Das war er auch in dieser Saison noch, in der sich Militao allerdings gleich im ersten Spiel das Kreuzband riss. Und in der auch Alaba oder Nacho Fernandez ab und an unpässlich waren, sodass sich Rüdiger in der laufenden Spielzeit nicht nur in der Startelf der Königlichen festgespielt hat, sondern auch der Spieler ist, der bei ihnen die meisten Einsatzminuten sammelt. Wie zuletzt auch Sprechchöre, weil er seine Sache so gut macht.

Mit der Konstante Rüdiger, der in Madrid auch in einer Viererkette mehr durch defensive Kompromisslosigkeit als durch durchdachten Spielaufbau bestechen darf und soll, hat sich Real inzwischen nicht nur zum Tabellenführer gemausert. Die Blancos stellen mit nur neun Gegentoren nach 15 Ligaspielen zudem die beste Defensive der Liga, was sie normalerweise nicht tun. Es ist ihnen in den vergangenen 15 Spielzeiten tatsächlich nur ein einziges Mal gelungen (25 Gegentore 2019/20).

Die meisten Lorbeeren für die neu gewonnene und einem gewissen Verletzungspech strotzende Stabilität heimst Rüdiger ein, den sein Vereinstrainer zuletzt für seine "Intelligenz im Positionsspiel" und "viel Konzentration" lobte. Ancelotti bezeichnete ihn gar als "perfekten Innenverteidiger für Real Madrid". Also als perfekten Innenverteidiger für den Verein, bei dem Weltklassespieler viele Freiheiten bekommen und sich entfalten können, was erst am Montag "Golden Boy" Jude Bellingham nochmals dankend hervorhob.

Sein bestes Spiel im Real-Trikot machte Rüdiger als Manndecker

Durch intelligentes Positionsspiel oder hohe Konzentration fiel Rüdiger in dieser Saison allerdings nur im Verein auf, was bei Bundestrainer Julian Nagelsmann, der dem DFB-Team vor wenigen Wochen quasi die Defensivqualitäten abgesprochen hat, die Frage aufwerfen könnte, ob er von seinem potenziell besten Verteidiger überhaupt die richtigen Dinge verlangt.

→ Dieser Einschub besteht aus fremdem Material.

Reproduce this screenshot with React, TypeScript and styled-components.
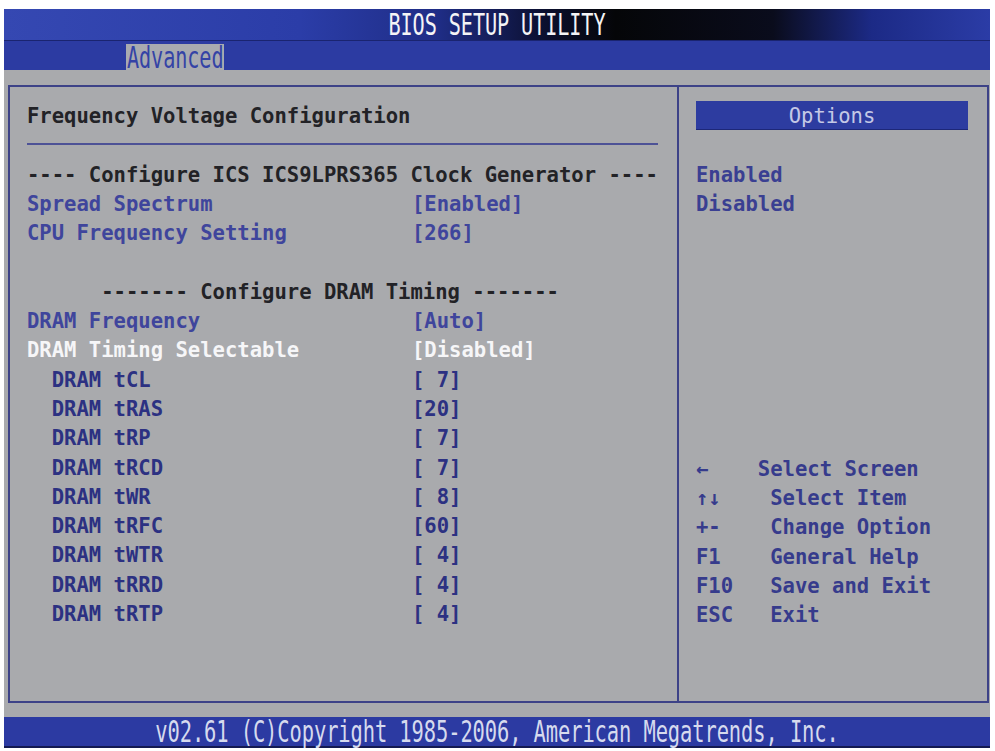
import React from 'react';
import styled, { createGlobalStyle } from 'styled-components';

const GlobalStyle = createGlobalStyle`
    html, body {
        margin: 0;
        padding: 0;
        background: #ffffff;
    }
`;

const ROW = 29.3;
const MONO = `"DejaVu Sans Mono", "Liberation Mono", monospace`;

const Screen = styled.div`
    display: flex;
    flex-direction: column;
    margin: 9px 5px 0 4px;
    height: 739px;
    font-family: ${MONO};
`;

const TitleBar = styled.header`
    height: 31px;
    display: flex;
    align-items: center;
    justify-content: center;
    background: linear-gradient(90deg, #3548b2 0%, #2b3da8 30%, #1f2d86 44%, #0b0f2e 55%, #050608 62%, #0a0c1c 78%, #1c2a86 88%, #2b3ca6 100%);
`;

const TallText = styled.span<{ $color: string; $size?: number }>`
    display: inline-block;
    font-size: ${(p) => p.$size || 20.2}px;
    color: ${(p) => p.$color};
    transform: scaleY(1.45);
    white-space: pre;
    letter-spacing: -0.1px;
`;

const MenuBar = styled.nav`
    height: 29px;
    display: flex;
    align-items: stretch;
    padding-left: 122px;
    background: #2c3ba2;
    border-top: 1px solid #1a2470;
`;

const Tab = styled.div<{ $active?: boolean }>`
    display: flex;
    align-items: center;
    padding: 2px 1px 0;
    margin-top: 3px;
    background: ${(p) => (p.$active ? '#a9abb0' : 'transparent')};
`;

const Body = styled.main`
    flex: 1;
    background: #a9aaad;
    padding: 15px 2px 14px 4px;
    display: flex;
`;

const Frame = styled.div`
    flex: 1;
    display: grid;
    grid-template-columns: 669px 1fr;
    border: 2px solid #3d4287;
`;

const Panel = styled.section<{ $divider?: boolean }>`
    padding: 15px 19px 0 17px;
    border-right: ${(p) => (p.$divider ? '2px solid #3d4287' : 'none')};
    font-size: 20.55px;
    font-weight: bold;
`;

const Row = styled.div<{ $color?: string; $indent?: number }>`
    display: grid;
    grid-template-columns: 385px 1fr;
    height: ${ROW}px;
    line-height: ${ROW}px;
    white-space: pre;
    color: ${(p) => p.$color || '#3f459c'};
    & > span:first-child {
        padding-left: ${(p) => (p.$indent || 0) * 12.37}px;
    }
`;

const Line = styled.div<{ $color?: string }>`
    height: ${ROW}px;
    line-height: ${ROW}px;
    white-space: pre;
    color: ${(p) => p.$color || '#3f459c'};
`;

const Separator = styled.hr`
    border: 0;
    height: 2px;
    margin: 12px 0 15.3px;
    background: #4d5296;
`;

const OptionsHeader = styled.div`
    height: 29px;
    width: 272px;
    margin-top: -1px;
    display: flex;
    align-items: center;
    justify-content: center;
    background: #2d3ca0;
    color: #c4c8e6;
    font-weight: normal;
    box-shadow: inset 0 -1px 0 #1d2778;
`;

const Spacer = styled.div<{ $rows: number }>`
    height: ${(p) => p.$rows * ROW + 1.3}px;
`;

const Footer = styled.footer`
    height: 31px;
    display: flex;
    align-items: center;
    justify-content: center;
    background: #2c3aa2;
    border-bottom: 2px solid #141a52;
    box-sizing: border-box;
`;

type Item = {
    label: string,
    value: string,
    indent?: number,
    selected?: boolean,
    dark?: boolean,
};

const clockItems: Item[] = [
    { label: 'Spread Spectrum', value: '[Enabled]' },
    { label: 'CPU Frequency Setting', value: '[266]' },
];

const dramItems: Item[] = [
    { label: 'DRAM Frequency', value: '[Auto]' },
    { label: 'DRAM Timing Selectable', value: '[Disabled]', selected: true },
    { label: 'DRAM tCL', value: '[ 7]', indent: 2, dark: true },
    { label: 'DRAM tRAS', value: '[20]', indent: 2, dark: true },
    { label: 'DRAM tRP', value: '[ 7]', indent: 2, dark: true },
    { label: 'DRAM tRCD', value: '[ 7]', indent: 2, dark: true },
    { label: 'DRAM tWR', value: '[ 8]', indent: 2, dark: true },
    { label: 'DRAM tRFC', value: '[60]', indent: 2, dark: true },
    { label: 'DRAM tWTR', value: '[ 4]', indent: 2, dark: true },
    { label: 'DRAM tRRD', value: '[ 4]', indent: 2, dark: true },
    { label: 'DRAM tRTP', value: '[ 4]', indent: 2, dark: true },
];

const helpKeys = [
    '←    Select Screen',
    '↑↓    Select Item',
    '+-    Change Option',
    'F1    General Help',
    'F10   Save and Exit',
    'ESC   Exit',
];

const renderItem = (item: Item) => (
    <Row
        key={item.label}
        $indent={item.indent}
        $color={item.selected ? '#f6f6f8' : item.dark ? '#2c3182' : undefined}
    >
        <span>{item.label}</span>
        <span>{item.value}</span>
    </Row>
);

const App: React.FC = () => {
    return <>
        <GlobalStyle />
        <Screen>
            <TitleBar>
                <TallText $color="#f4f4f6">BIOS SETUP UTILITY</TallText>
            </TitleBar>
            <MenuBar>
                <Tab $active>
                    <TallText $color="#3443a6">Advanced</TallText>
                </Tab>
            </MenuBar>
            <Body>
                <Frame>
                    <Panel $divider>
                        <Line $color="#222226">Frequency Voltage Configuration</Line>
                        <Separator />
                        <Line $color="#222226">---- Configure ICS ICS9LPRS365 Clock Generator ----</Line>
                        {clockItems.map(renderItem)}
                        <Line />
                        <Line $color="#222226">{'      ------- Configure DRAM Timing -------'}</Line>
                        {dramItems.map(renderItem)}
                    </Panel>
                    <Panel>
                        <OptionsHeader>Options</OptionsHeader>
                        <Spacer $rows={1} />
                        <Line $color="#3a3f92">Enabled</Line>
                        <Line $color="#3a3f92">Disabled</Line>
                        <Spacer $rows={8} />
                        {helpKeys.map((k) => (
                            <Line key={k} $color="#363b8c">{k}</Line>
                        ))}
                    </Panel>
                </Frame>
            </Body>
            <Footer>
                <TallText $color="#d6daee" $size={20.45}>v02.61 (C)Copyright 1985-2006, American Megatrends, Inc.</TallText>
            </Footer>
        </Screen>
    </>;
};

export default App;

Sein bisher bestes Spiel für Real, noch gegen Ende der Vorsaison, hatte Rüdiger im Champions-League-Halbfinal-Hinspiel gegen Manchester City und Erling Haaland gemacht, als er im haushoch gewonnenen Privatduell mit dem Norweger "einfach nur" einen Manndecker der alten Schule geben durfte und sollte.

So einen, wie ihn sich für die Nationalmannschaft wahrscheinlich auch Babbel wünscht.